17 June is the anniversary of the sinking of the SS Lancastria in 1940, the worst maritime disaster in British history. The story of two survivors shows how great a role fate plays in war.

Harry Higton and Arthur Castellette were both serving in the 1/5th Sherwood Foresters, but had only just met when they boarded the Lancastria. They both probably considered themselves lucky to have got transport back to England as the German army overran France. They also probably considered it less than fortunate that on the overcrowded liner they couldn’t go below to get any food, but this saved their lives. They were up on deck when the Luftwaffe attacked. The sinking itself was in some respects a fluke – the fatal bomb went down the ship’s funnel, exploding in the boilers and tearing it apart. Anywhere else and the loss of life would have been considerable but maybe not as catastrophic. As it was, between 4,000 and 6,500 lives were lost.
Harry and Arthur were not among them. They had managed to jump from the sinking ship, avoid being dragged under, and evade machine-gun fire from the strafing aircraft. They were picked up by a French fishing boat, and then later transferred to a British trawler which took them home. Both rejoined their regiment.
In England Harry’s luck seemed to take a turn for the worse. During rifle training a bullet ricocheted off a target support and wounded him in the arm. When Arthur and the rest of the battalion sailed for the Middle East in October 1941, Harry was left behind. What had seemed like bad luck was in fact a stroke of good fortune for Harry. The 1/5th were re-directed to the Far East where they landed in Singapore on 29 January 1942. Less than three weeks later Arthur and the others were prisoners of the Japanese.

Higton was posted to the 2/5th Battalion. Two weeks after Singapore fell, they experienced a disaster of their own, at Sedjenane in Tunisia, where almost half the battalion were surrounded and captured by a German counterattack.
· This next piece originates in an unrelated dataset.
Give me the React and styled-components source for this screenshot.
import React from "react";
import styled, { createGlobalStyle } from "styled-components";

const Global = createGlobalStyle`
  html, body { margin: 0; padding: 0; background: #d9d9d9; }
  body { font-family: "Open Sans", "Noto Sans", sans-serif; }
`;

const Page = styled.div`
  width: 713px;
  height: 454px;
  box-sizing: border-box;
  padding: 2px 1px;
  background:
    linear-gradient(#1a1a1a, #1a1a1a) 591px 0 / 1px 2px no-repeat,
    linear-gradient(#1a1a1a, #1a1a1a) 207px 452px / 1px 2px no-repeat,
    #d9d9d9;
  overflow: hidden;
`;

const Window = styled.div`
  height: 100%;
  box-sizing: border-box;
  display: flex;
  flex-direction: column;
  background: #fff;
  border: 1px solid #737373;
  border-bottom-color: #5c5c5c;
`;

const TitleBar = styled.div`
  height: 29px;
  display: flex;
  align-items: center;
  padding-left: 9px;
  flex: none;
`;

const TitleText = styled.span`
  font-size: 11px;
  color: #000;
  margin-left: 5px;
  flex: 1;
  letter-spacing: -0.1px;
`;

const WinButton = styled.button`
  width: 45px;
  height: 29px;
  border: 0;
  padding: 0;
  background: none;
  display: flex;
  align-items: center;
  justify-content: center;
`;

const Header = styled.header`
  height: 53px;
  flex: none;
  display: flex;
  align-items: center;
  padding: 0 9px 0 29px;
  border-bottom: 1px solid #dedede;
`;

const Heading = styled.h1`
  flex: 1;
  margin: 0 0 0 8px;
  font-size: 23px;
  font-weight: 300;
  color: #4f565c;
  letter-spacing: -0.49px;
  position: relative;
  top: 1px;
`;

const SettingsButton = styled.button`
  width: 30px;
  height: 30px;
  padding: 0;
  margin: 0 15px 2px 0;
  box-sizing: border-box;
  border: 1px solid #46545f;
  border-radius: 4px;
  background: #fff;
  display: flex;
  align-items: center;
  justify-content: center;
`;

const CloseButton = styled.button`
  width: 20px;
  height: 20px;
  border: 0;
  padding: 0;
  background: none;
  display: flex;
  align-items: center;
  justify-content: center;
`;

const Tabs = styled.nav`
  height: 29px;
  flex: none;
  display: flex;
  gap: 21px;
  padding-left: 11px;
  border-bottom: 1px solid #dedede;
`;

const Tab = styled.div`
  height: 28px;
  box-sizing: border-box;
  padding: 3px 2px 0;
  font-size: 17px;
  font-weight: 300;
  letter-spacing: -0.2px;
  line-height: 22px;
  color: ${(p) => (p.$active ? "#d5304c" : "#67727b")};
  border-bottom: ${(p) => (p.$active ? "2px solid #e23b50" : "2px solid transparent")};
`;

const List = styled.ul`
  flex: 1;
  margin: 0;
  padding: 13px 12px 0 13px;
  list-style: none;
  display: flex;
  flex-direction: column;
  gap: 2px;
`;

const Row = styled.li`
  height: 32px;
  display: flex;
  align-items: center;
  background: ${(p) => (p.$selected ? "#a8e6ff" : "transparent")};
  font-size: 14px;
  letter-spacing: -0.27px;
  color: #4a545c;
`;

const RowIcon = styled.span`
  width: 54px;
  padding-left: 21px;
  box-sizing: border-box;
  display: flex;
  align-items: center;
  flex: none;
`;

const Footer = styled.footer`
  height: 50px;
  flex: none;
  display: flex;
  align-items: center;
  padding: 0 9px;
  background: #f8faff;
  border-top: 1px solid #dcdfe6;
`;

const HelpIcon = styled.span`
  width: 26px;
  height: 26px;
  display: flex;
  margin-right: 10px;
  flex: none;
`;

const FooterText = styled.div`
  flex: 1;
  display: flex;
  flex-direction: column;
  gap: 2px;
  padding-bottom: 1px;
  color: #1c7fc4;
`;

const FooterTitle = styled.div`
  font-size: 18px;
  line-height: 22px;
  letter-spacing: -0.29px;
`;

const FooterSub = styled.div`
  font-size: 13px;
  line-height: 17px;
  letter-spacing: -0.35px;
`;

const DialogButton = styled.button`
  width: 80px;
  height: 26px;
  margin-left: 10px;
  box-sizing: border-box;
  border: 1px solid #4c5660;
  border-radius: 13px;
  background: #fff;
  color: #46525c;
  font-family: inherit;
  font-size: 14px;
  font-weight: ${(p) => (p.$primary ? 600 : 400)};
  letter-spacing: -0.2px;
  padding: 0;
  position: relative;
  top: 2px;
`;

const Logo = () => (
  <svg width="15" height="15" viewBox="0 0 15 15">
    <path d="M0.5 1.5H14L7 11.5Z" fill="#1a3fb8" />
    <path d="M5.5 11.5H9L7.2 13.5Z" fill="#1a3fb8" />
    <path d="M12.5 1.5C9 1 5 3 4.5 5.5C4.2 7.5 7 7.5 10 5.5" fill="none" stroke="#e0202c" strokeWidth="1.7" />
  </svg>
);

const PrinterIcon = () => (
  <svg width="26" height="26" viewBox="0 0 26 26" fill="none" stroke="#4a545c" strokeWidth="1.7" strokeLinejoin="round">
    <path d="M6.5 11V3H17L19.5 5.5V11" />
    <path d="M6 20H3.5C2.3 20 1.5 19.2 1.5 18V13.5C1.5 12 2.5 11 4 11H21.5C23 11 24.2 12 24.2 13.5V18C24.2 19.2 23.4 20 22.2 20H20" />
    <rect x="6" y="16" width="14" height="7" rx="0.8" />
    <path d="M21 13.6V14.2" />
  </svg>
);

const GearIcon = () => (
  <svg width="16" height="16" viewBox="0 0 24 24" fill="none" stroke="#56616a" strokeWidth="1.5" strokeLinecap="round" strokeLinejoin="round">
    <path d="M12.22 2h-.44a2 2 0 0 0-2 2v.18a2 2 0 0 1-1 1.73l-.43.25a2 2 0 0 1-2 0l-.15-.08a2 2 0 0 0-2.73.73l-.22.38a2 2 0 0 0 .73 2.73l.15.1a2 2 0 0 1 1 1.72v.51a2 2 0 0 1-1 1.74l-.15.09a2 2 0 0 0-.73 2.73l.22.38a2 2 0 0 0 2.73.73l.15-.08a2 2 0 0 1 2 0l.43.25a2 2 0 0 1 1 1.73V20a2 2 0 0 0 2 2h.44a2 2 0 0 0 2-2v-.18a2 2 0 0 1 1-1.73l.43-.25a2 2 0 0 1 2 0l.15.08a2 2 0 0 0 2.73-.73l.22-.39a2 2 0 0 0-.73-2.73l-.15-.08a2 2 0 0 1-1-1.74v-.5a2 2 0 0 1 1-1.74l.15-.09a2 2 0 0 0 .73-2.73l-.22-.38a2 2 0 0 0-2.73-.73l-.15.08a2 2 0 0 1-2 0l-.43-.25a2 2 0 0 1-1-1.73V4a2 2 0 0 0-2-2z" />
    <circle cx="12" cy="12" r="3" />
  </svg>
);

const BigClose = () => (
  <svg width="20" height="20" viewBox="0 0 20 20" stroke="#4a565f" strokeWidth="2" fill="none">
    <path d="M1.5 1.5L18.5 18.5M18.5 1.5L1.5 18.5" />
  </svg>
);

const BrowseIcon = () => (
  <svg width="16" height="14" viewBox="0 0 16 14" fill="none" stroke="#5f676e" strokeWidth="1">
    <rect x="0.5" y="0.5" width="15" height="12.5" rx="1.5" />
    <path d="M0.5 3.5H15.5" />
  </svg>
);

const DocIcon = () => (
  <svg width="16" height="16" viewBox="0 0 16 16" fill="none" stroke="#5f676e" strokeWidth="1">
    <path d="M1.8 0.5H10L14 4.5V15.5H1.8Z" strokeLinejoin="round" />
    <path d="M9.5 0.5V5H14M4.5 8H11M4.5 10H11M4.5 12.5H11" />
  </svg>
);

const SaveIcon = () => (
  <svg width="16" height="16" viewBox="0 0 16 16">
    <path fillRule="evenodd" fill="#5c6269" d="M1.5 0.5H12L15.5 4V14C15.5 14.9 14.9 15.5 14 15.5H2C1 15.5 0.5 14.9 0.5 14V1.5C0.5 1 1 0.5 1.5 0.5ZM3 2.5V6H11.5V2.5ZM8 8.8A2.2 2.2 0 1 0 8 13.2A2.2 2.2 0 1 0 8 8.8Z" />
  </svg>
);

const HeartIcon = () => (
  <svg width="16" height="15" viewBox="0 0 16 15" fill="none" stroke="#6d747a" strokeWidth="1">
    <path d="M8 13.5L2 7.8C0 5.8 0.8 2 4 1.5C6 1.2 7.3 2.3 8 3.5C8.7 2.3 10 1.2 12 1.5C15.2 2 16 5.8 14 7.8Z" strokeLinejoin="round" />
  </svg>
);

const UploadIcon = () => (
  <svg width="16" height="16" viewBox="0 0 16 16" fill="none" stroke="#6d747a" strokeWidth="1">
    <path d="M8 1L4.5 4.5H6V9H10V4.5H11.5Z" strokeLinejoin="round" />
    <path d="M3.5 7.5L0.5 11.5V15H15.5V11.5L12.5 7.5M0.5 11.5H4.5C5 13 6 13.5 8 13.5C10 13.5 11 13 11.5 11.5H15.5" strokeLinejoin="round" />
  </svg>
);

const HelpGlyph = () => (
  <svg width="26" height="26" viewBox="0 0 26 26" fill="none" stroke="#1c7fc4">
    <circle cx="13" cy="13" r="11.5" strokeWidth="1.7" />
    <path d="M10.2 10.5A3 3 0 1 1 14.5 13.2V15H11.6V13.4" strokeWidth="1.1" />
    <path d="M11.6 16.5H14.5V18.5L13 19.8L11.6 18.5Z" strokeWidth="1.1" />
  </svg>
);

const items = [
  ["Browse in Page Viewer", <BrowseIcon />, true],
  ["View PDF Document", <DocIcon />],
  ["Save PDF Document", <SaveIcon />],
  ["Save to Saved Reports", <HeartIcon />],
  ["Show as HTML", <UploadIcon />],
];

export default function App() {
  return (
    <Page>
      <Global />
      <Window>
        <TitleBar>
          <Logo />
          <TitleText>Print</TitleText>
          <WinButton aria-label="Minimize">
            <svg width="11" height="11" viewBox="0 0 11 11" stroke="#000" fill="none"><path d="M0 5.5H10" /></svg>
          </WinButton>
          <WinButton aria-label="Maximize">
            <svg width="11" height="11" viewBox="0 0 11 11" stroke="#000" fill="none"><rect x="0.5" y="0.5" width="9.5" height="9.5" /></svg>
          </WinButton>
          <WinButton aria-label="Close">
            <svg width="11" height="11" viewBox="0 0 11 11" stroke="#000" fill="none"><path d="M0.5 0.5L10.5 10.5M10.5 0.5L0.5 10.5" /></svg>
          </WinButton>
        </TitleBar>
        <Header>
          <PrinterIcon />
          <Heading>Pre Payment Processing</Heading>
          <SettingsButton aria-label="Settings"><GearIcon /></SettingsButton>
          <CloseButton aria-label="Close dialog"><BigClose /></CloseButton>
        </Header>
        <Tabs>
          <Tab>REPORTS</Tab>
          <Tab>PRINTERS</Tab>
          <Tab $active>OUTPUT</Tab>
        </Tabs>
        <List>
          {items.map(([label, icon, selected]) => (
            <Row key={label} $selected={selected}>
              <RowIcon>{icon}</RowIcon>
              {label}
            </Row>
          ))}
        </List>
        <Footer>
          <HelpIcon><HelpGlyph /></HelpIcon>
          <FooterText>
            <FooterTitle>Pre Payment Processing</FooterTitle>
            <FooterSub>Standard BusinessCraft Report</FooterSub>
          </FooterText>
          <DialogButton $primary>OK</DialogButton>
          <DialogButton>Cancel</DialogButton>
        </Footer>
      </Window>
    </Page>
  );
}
Harry, by now a sergeant, was among those captured and taken to an Italian POW camp. When Italy surrendered many men escaped but not Harry. The Nazis took over the camp and he ended up in Germany until liberated at the end of April 1945. It was a harrowing experience, but at least a relatively safe one, compared to the substantial risk of death or injury as a front-line infantryman. Harry married, and lived in Nottingham until he died in 2011.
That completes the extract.